The great satirist, Late Fakir Mohan Senapati in his short story “Dak Munsi” (meaning postmaster) has delineated a story of a father suffering at the hands of his son. This story goes like this. The father once a post peon continued to live with his son after his retirement from active service. Despite his meager income of a few rupees, he could educate his son to a respectable officer with handsome salary. But the same son, taking advantage of his old age, treated him like a servant and extracted the maximum possible service from an ailing old man. Coming to the present day world, search instances are not rare. Numerous incidents of fathers being ill treated by sons are afloat in the nooks and corners of hamlets and houses. Such a relationship does not have humanity, general courtesy or dutifulness. Many people think themselves as wiser than their fathers who turned out to be the cause of their own disaster and downfall as well as torture and timidity of their parents. But a wise and proud son does not realize this despite all his wisdom and education. He forgets that the present day son is a future father and his retirement will cash the same influence on his son whose treatment is going to be as savvy and sorrowful as he has been subjecting his parents. The instances of the sons identifying themselves with their famous in-laws, not naming or announcing their own father’s name and identity due to their low position and poverty. Is this relationship of a father and a son? No, it can’t be.

Conclusion:

The present day civilization is the outcome of sacrifices of our forefathers.

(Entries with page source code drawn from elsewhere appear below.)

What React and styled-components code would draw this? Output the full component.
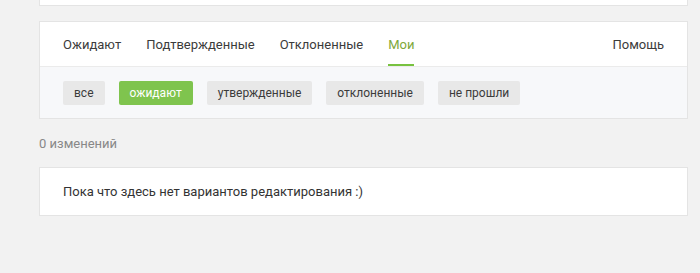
import React from 'react';
import styled, { createGlobalStyle } from 'styled-components';

const GlobalStyle = createGlobalStyle`
  html, body {
    margin: 0;
    padding: 0;
    background: #f2f2f2;
    font-family: Roboto, "Liberation Sans", Arial, sans-serif;
  }
`;

const Page = styled.div`
  width: 649px;
  margin-left: 39px;
  overflow: hidden;
`;

const Card = styled.div`
  background: #fff;
  border: 1px solid #e4e4e4;
  box-sizing: border-box;
`;

const TopCard = styled(Card)`
  height: 6px;
  border-top: none;
`;

const TabsCard = styled(Card)`
  margin-top: 15px;
`;

const TabsRow = styled.div`
  display: flex;
  align-items: stretch;
  height: 44px;
  padding: 0 23px;
  border-bottom: 1px solid #ebebeb;
`;

const Tab = styled.div`
  display: flex;
  align-items: center;
  margin-right: 25px;
  font-size: 13px;
  color: ${p => (p.$active ? '#7ea83a' : '#3b3b3b')};
  box-shadow: ${p => (p.$active ? 'inset 0 -2px 0 #78c240' : 'none')};
  padding-top: 1px;
  cursor: pointer;
`;

const HelpTab = styled(Tab)`
  margin-left: auto;
  margin-right: 0;
`;

const Filters = styled.div`
  display: flex;
  gap: 14px;
  background: #f7f8fa;
  padding: 14px 23px 13px;
`;

const Pill = styled.div`
  height: 24px;
  line-height: 24px;
  padding: 0 11px;
  border-radius: 2px;
  font-size: 12px;
  background: ${p => (p.$active ? '#7fc44e' : '#e8e8e8')};
  color: ${p => (p.$active ? '#fff' : '#3b3b3b')};
  cursor: pointer;
`;

const Counter = styled.div`
  font-size: 13px;
  color: #888;
  margin: 17px 0 0;
  height: 15px;
  line-height: 15px;
`;

const EmptyCard = styled(Card)`
  margin-top: 16px;
  height: 49px;
  display: flex;
  align-items: center;
  padding: 0 23px;
  font-size: 13px;
  color: #333;
`;

const tabs = ['Ожидают', 'Подтвержденные', 'Отклоненные', 'Мои'];
const filters = ['все', 'ожидают', 'утвержденные', 'отклоненные', 'не прошли'];

export default function App() {
  return (
    <>
      <GlobalStyle />
      <Page>
        <TopCard />
        <TabsCard>
          <TabsRow>
            {tabs.map(t => (
              <Tab key={t} $active={t === 'Мои'}>{t}</Tab>
            ))}
            <HelpTab>Помощь</HelpTab>
          </TabsRow>
          <Filters>
            {filters.map(f => (
              <Pill key={f} $active={f === 'ожидают'}>{f}</Pill>
            ))}
          </Filters>
        </TabsCard>
        <Counter>0 изменений</Counter>
        <EmptyCard>Пока что здесь нет вариантов редактирования :)</EmptyCard>
      </Page>
    </>
  );
}
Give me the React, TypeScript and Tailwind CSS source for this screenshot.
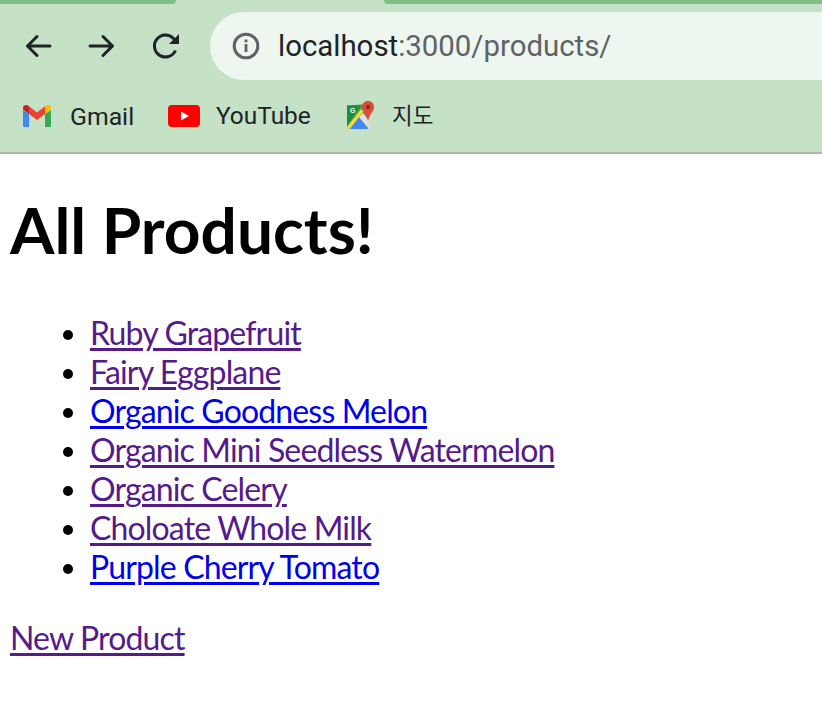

Nonetheless, in the present day society egoism has taken over the attributes of sacrifice. In such a way situation, we cannot imagine a resurgence of sweet and lovable relationships. We have become intolerant of others. We only demand respect; hardly respecting others in turn. Our relationships should not be business like with profiteering attitudes. We all should realize that we have not been able to collect a few pebbles on the vast pool of knowledge.